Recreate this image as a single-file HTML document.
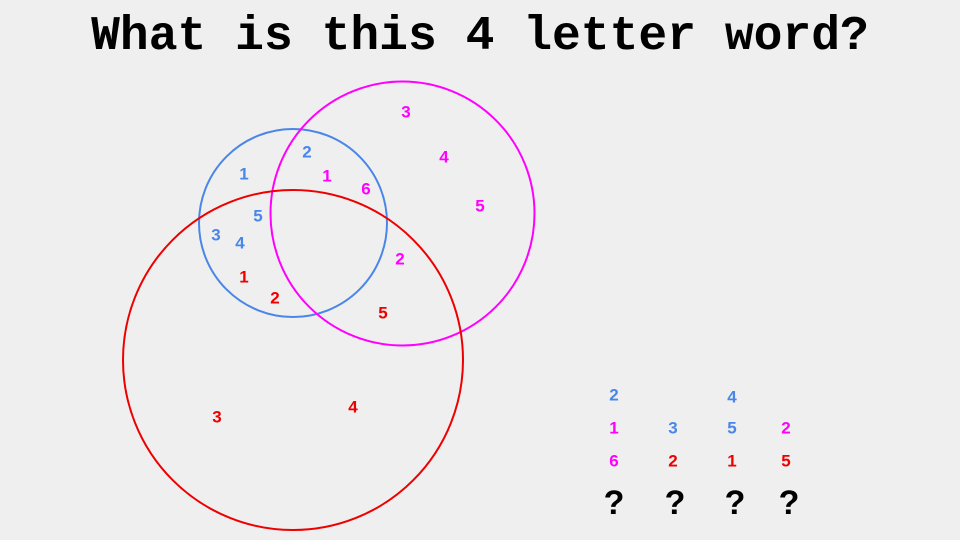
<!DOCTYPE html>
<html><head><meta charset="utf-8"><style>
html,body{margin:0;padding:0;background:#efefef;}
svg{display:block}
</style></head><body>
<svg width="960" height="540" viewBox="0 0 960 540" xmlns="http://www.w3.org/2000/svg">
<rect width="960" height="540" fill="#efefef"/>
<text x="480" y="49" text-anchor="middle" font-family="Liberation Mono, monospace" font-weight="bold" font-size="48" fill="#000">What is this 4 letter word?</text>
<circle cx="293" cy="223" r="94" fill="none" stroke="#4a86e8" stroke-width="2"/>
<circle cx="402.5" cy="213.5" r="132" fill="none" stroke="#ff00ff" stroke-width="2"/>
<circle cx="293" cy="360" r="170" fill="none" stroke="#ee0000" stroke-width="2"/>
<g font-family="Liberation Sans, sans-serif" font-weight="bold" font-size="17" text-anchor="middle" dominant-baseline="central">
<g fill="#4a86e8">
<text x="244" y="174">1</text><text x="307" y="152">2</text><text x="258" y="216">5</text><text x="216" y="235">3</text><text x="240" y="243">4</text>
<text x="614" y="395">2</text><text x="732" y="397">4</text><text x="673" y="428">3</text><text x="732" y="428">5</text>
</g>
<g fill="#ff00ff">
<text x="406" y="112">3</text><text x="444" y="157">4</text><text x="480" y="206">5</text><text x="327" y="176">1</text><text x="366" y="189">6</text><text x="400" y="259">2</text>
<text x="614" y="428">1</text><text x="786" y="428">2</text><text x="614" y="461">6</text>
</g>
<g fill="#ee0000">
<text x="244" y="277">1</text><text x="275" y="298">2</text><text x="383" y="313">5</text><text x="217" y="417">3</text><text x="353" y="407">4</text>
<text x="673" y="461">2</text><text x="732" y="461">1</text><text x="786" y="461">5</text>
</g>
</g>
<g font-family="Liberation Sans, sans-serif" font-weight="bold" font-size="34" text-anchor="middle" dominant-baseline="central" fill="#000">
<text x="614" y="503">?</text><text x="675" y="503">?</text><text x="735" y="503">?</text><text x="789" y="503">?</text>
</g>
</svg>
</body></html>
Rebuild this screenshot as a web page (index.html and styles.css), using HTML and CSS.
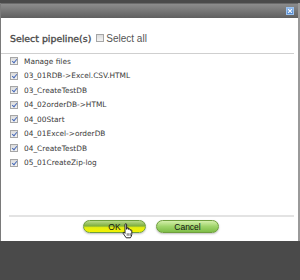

######

• _THE EXERCISE_: In the listing, find each line with the string "this" and copy it.

• _REPLY TO THE TASK_:
Recreate this image as a single-file HTML document.
<text x="480" y="49" text-anchor="middle" font-family="Liberation Mono, monospace" font-weight="bold" font-size="48" fill="#000">What is this 4 letter word?</text>
Rebuild this screenshot as a web page (index.html and styles.css), using HTML and CSS.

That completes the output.